Le prime cancellazioni nel 2016

Il sistema delle liste nere (Paesi a tassazione privilegiata o nulla) e bianche era stato introdotto da Roma negli anni Novanta. La Svizzera figurava su tre elenchi. Il 1. gennaio 2016 l’Italia ha abrogato la lista nera del 2001 relativa alle società estere controllate (concernente le persone giuridiche con base in Svizzera al beneficio di statuti fiscali privilegiati, ma detenute a titolo maggioritario da azionisti residenti in Italia) e quella del 2002 applicata alle imprese domiciliate in un Paese che beneficia di un regime fiscale privilegiato e prevede la non deducibilità dei costi fiscali di operazioni con società italiane.

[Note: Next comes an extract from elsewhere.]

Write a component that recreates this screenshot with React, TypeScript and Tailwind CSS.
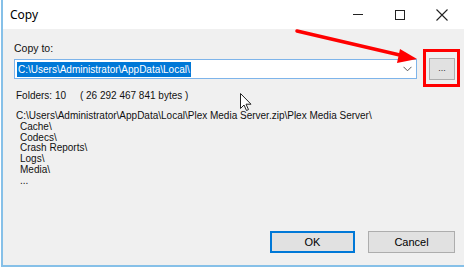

Perché quella del 1999 è rimasta in vigore? Secondo Vorpe è stata «una misura di ritorsione, una ripicca politica per non agevolare i trasferimenti di cittadini italiani in Svizzera, ma che non aveva nessun senso, perché la Svizzera nel frattempo ha iniziato a scambiare tutte le informazioni fiscali. Da un punto di vista pratico, ora possiamo immaginare che ci sarà un ostacolo in meno per avere in Ticino globalisti provenienti dall’Italia».

In dirittura d’arrivo

Intanto, è alle battute finali a Roma la ratifica parlamentare dell’Accordo sull’imposizione dei frontalieri. Il Senato aveva già dato l’adesione a inizio febbraio. La Camera dei deputati inizierà la discussione il 26 aprile. La decisione potrebbe essere presa il giorno seguente. Relatore in aula sarà il deputato di Fratelli d’Italia Marco Osnato, milanese, presidente della Commissione delle finanze. In Svizzera, l’Assemblea federale aveva già avallato l’intesa nel mese di marzo dell’anno scorso.